** START OF Data **
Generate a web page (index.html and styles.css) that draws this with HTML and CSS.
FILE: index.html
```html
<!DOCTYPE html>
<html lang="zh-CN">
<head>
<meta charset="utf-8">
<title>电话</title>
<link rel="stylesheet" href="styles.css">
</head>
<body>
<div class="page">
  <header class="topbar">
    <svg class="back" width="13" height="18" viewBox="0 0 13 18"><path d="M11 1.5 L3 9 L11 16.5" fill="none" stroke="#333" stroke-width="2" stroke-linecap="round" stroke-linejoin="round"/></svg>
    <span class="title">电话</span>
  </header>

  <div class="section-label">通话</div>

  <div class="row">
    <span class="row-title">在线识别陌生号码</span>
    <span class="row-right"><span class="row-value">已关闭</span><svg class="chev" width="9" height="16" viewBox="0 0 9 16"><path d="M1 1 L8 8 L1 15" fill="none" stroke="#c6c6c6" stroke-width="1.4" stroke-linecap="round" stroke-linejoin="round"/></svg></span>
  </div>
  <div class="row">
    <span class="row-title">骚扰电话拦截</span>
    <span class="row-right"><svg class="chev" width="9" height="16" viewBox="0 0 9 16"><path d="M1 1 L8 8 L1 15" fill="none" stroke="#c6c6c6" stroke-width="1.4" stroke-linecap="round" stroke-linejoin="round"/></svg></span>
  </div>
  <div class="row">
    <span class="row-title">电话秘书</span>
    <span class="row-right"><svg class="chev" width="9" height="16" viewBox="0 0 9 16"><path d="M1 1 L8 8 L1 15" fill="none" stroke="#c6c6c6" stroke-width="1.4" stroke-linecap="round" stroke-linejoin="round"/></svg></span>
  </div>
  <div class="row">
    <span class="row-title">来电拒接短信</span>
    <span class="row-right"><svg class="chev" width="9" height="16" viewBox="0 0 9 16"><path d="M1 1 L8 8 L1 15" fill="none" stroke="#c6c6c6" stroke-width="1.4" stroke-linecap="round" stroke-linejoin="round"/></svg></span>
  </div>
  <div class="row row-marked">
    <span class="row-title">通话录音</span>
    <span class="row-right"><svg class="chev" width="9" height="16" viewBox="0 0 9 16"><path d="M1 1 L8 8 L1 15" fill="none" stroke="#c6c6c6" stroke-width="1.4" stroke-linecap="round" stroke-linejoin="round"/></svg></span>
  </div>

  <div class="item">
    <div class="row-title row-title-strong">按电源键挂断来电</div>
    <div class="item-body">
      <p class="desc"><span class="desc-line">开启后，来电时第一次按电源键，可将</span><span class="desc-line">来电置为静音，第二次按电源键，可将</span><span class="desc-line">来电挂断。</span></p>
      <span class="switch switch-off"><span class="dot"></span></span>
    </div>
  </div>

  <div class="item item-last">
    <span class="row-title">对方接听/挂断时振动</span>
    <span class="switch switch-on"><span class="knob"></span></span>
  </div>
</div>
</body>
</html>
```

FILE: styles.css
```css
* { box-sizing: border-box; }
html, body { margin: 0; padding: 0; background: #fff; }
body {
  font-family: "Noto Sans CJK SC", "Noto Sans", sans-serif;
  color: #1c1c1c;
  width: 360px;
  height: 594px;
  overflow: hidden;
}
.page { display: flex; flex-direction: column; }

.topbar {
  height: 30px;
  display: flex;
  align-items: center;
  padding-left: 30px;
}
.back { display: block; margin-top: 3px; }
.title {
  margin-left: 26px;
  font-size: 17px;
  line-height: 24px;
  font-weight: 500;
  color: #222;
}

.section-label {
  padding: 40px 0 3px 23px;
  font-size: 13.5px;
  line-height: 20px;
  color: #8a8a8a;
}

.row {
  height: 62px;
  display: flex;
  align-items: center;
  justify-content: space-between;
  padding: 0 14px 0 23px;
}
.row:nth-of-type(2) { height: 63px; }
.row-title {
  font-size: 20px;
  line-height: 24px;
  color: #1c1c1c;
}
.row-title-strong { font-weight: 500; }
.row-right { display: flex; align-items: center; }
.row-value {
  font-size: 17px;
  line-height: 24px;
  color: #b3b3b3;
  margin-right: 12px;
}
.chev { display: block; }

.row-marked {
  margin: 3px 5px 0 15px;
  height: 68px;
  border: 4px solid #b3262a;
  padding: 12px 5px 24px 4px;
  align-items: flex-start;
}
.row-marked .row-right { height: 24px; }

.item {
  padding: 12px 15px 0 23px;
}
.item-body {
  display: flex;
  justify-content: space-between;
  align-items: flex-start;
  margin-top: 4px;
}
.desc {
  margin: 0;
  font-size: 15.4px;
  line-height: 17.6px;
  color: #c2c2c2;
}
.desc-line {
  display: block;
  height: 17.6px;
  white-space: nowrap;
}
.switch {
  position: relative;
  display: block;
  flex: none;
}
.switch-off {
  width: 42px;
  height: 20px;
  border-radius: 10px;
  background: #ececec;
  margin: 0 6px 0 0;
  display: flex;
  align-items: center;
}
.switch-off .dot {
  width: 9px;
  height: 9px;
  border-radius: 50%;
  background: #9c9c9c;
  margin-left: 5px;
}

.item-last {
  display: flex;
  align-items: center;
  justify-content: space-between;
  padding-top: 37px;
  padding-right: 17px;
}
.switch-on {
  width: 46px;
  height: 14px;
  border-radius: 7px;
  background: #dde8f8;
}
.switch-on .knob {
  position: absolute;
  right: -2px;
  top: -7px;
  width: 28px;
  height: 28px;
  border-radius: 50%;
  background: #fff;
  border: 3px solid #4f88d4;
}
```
** END OF Data **
*Do this*
Using the material above, report each line where "styles" occurs.

*Solution to this task*
Generate a web page (index.html and styles.css) that draws this with HTML and CSS.
<link rel="stylesheet" href="styles.css">
FILE: styles.css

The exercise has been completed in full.